Think of selling as a scavenger hunt. On a scavenger hunt, you go off into a relatively unstructured environment, looking for pre-defined items to collect. Of course, you’re interested in winning; but the game itself is fun as well.

In the game, you decide how and where to spend your time. You set priorities, and notice how and what your competitors are doing. There is skill involved in collecting the items. And you often end up in blind alleys when a particular path didn’t pan out for you.

What you don’t feel on a scavenger hunt is rejection. There simply is no such thing. It is not about you; it is just a process involving many people, of whom you are one.

All you need on a scavenger hunt is curiosity. And curiosity is a perfect emotion to bring to sales. Curiosity means you don’t have to ignore your emotions, or play through them, or convince yourself you’re immune to them. Instead, you’re just paying attention to a different set of issues. Let’s call those issues ‘reality.’

In the real world, nothing is being rejected; there are simply solutions and fits, or no-solutions and no-fits. It’s not a struggle–it’s a puzzle. If you’re a good solution to that puzzle and are curious enough, you might solve it. If you’re not a good solution for it, and/or aren’t curious, then you probably won’t.

So where’s ‘rejection’ in all this? In your head. So just stop it.

Three Steps You Can Take to Reject Rejection

1. Make a list of questions you’d like to know about each of your key prospects. Real questions, things you’d really like to learn.

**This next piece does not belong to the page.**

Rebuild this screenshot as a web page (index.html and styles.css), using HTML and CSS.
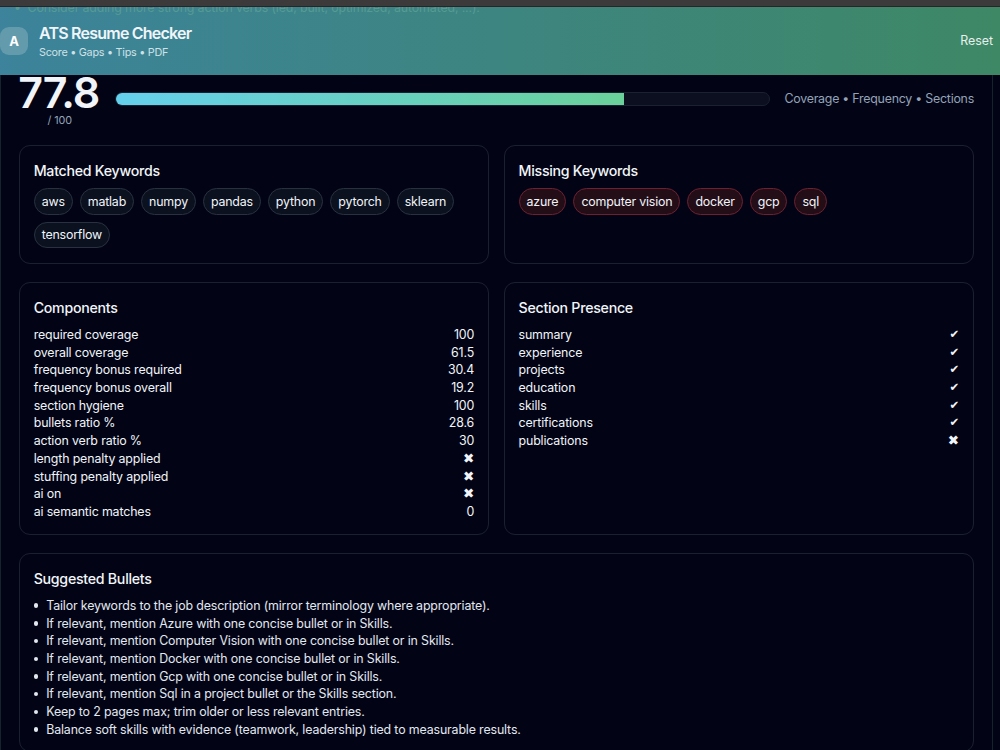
FILE: index.html
```
<!DOCTYPE html>
<html lang="en">

<head>
    <meta charset="UTF-8">
    <meta name="viewport" content="width=device-width, initial-scale=1.0">
    <title>ATS Resume Checker</title>
    <link rel="stylesheet" href="styles.css">
</head>

<body>
    <div class="window-edge"></div>
    <header class="topbar">
        <div class="ghost">•&nbsp; Consider adding more strong action verbs (led, built, optimized, automated, ...).</div>
        <div class="logo">A</div>
        <div class="brand">
            <h1>ATS Resume Checker</h1>
            <p>Score • Gaps • Tips • PDF</p>
        </div>
        <a class="reset">Reset</a>
    </header>

    <main class="panel">
        <section class="score-row">
            <div class="score">
                <div class="score-num">77.8</div>
                <div class="score-max">/ 100</div>
            </div>
            <div class="bar">
                <div class="bar-fill" style="width: 77.8%"></div>
            </div>
            <div class="legend">Coverage • Frequency • Sections</div>
        </section>

        <div class="grid">
            <section class="card">
                <h2>Matched Keywords</h2>
                <div class="chips">
                    <span class="chip">aws</span>
                    <span class="chip">matlab</span>
                    <span class="chip">numpy</span>
                    <span class="chip">pandas</span>
                    <span class="chip">python</span>
                    <span class="chip">pytorch</span>
                    <span class="chip">sklearn</span>
                    <span class="chip">tensorflow</span>
                </div>
            </section>
            <section class="card">
                <h2>Missing Keywords</h2>
                <div class="chips">
                    <span class="chip missing">azure</span>
                    <span class="chip missing">computer vision</span>
                    <span class="chip missing">docker</span>
                    <span class="chip missing">gcp</span>
                    <span class="chip missing">sql</span>
                </div>
            </section>

            <section class="card">
                <h2>Components</h2>
                <ul class="rows">
                    <li><span>required coverage</span><span>100</span></li>
                    <li><span>overall coverage</span><span>61.5</span></li>
                    <li><span>frequency bonus required</span><span>30.4</span></li>
                    <li><span>frequency bonus overall</span><span>19.2</span></li>
                    <li><span>section hygiene</span><span>100</span></li>
                    <li><span>bullets ratio %</span><span>28.6</span></li>
                    <li><span>action verb ratio %</span><span>30</span></li>
                    <li><span>length penalty applied</span><span class="mark">✖</span></li>
                    <li><span>stuffing penalty applied</span><span class="mark">✖</span></li>
                    <li><span>ai on</span><span class="mark">✖</span></li>
                    <li><span>ai semantic matches</span><span>0</span></li>
                </ul>
            </section>
            <section class="card">
                <h2>Section Presence</h2>
                <ul class="rows">
                    <li><span>summary</span><span class="mark check">✔</span></li>
                    <li><span>experience</span><span class="mark check">✔</span></li>
                    <li><span>projects</span><span class="mark check">✔</span></li>
                    <li><span>education</span><span class="mark check">✔</span></li>
                    <li><span>skills</span><span class="mark check">✔</span></li>
                    <li><span>certifications</span><span class="mark check">✔</span></li>
                    <li><span>publications</span><span class="mark">✖</span></li>
                </ul>
            </section>

            <section class="card wide">
                <h2>Suggested Bullets</h2>
                <ul class="bullets">
                    <li>Tailor keywords to the job description (mirror terminology where appropriate).</li>
                    <li>If relevant, mention Azure with one concise bullet or in Skills.</li>
                    <li>If relevant, mention Computer Vision with one concise bullet or in Skills.</li>
                    <li>If relevant, mention Docker with one concise bullet or in Skills.</li>
                    <li>If relevant, mention Gcp with one concise bullet or in Skills.</li>
                    <li>If relevant, mention Sql in a project bullet or the Skills section.</li>
                    <li>Keep to 2 pages max; trim older or less relevant entries.</li>
                    <li>Balance soft skills with evidence (teamwork, leadership) tied to measurable results.</li>
                </ul>
            </section>
        </div>
    </main>
</body>

</html>
```
FILE: styles.css
```
* {
    margin: 0;
    padding: 0;
    box-sizing: border-box;
}

body {
    height: 750px;
    overflow: hidden;
    background: #020415;
    color: #f1f5f9;
    font-family: Inter, "Liberation Sans", sans-serif;
    font-size: 12.4px;
    line-height: 17.72px;
    letter-spacing: -0.145px;
}

ul {
    list-style: none;
}

.window-edge {
    height: 7px;
    background: #3c3a3b;
    border-bottom: 1px solid #2b2426;
}

/* header */
.topbar {
    position: relative;
    display: flex;
    align-items: center;
    height: 68px;
    padding-right: 7px;
    overflow: hidden;
    background: linear-gradient(90deg, #3c839b 0%, #3d8580 50%, #3e8866 100%);
}

.ghost {
    position: absolute;
    top: -8px;
    left: 14px;
    color: #559b93;
    white-space: nowrap;
}

.logo {
    width: 28px;
    height: 28px;
    margin-top: -1px;
    border-radius: 9px;
    background: #649bac;
    color: #fff;
    font-size: 13px;
    font-weight: 700;
    line-height: 28px;
    text-align: center;
}

.brand {
    flex: 1;
    margin-left: 11px;
}

.brand h1 {
    font-size: 16px;
    font-weight: 600;
    line-height: 22px;
    letter-spacing: -0.78px;
}

.brand p {
    color: #cfe1e6;
    font-size: 10.8px;
    line-height: 17px;
    letter-spacing: -0.26px;
}

.reset {
    color: #e6f0ec;
    letter-spacing: 0;
}

/* result panel */
.panel {
    width: 993px;
    height: 675px;
    padding: 0 18px 0 17.7px;
    border: solid #17222f;
    border-width: 0 1px;
}

.score-row {
    display: flex;
    align-items: center;
    height: 70px;
    padding-bottom: 22px;
}

.score {
    width: 82px;
    text-align: center;
}

.score-num {
    margin-left: -2px;
    font-size: 43px;
    font-weight: 600;
    line-height: 43px;
    letter-spacing: -1px;
}

.score-max {
    color: #94a3b8;
    font-size: 10.8px;
    line-height: 14px;
}

.bar {
    flex: 1;
    height: 14px;
    margin: 0 14px 0 14.5px;
    overflow: hidden;
    border: 1px solid #1b2132;
    border-radius: 7px;
    background: #0b0f20;
}

.bar-fill {
    height: 100%;
    background: linear-gradient(90deg, #65d0ec, #6ad19a);
}

.legend {
    width: 189.6px;
    color: #94a3b8;
    letter-spacing: -0.24px;
    white-space: nowrap;
}

.grid {
    display: grid;
    grid-template-columns: 1fr 1fr;
    grid-template-rows: 118.6px 253px 199px;
    gap: 18px 14.4px;
}

.card {
    padding: 14px;
    border: 1px solid #1b2030;
    border-radius: 11px;
}

.card h2 {
    margin-bottom: 7px;
    font-size: 14.2px;
    font-weight: 500;
    line-height: 21.3px;
    letter-spacing: -0.27px;
}

.wide {
    grid-column: 1 / 3;
}

.chips {
    display: flex;
    flex-wrap: wrap;
    gap: 7px;
}

.chip {
    padding: 0.4px 7px 0;
    border: 1px solid #293141;
    border-radius: 14px;
    background: #0b111e;
    line-height: 24.2px;
    letter-spacing: -0.19px;
}

.missing {
    border-color: #6e2030;
    background: #230e18;
}

.rows,
.bullets {
    padding-top: 0.9px;
}

.rows li {
    display: flex;
    justify-content: space-between;
    height: 17.72px;
}

.mark {
    font-family: "DejaVu Sans", sans-serif;
    font-size: 13.5px;
}

.check {
    font-size: 11.5px;
}

.bullets li {
    display: flex;
    align-items: center;
    color: #e2e8f0;
}

.bullets li::before {
    content: "";
    width: 4.5px;
    height: 4.5px;
    margin-right: 8px;
    border-radius: 50%;
    background: #e2e8f0;
}
```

2. Just as you would in a scavenger hunt, keep track of what you’ve learned at each blind alley. You don’t win scavenger hunts sitting back at the office; you learn it going out and finding blind ends.

3. Be alive. Have fun. Keep your ears open. There’s no point in blinding your senses in a scavenger hunt; why blind your emotions in the sales hunt? Just use them to figure out the puzzle.

Did the post-Copernican western world feel “rejected” by the sun when they found out it didn’t revolve around the earth? Of course not–though they probably did feel deflated. But that was just because they were cosmologically narcissistic. You don’t have to be that dumb or that narcissistic.

Nobody can reject you without your complicity in defining ‘rejection.’ Any time you hear ‘handling rejection,’ learn to laugh at yourself for thinking it’s about you–and go back to being curious.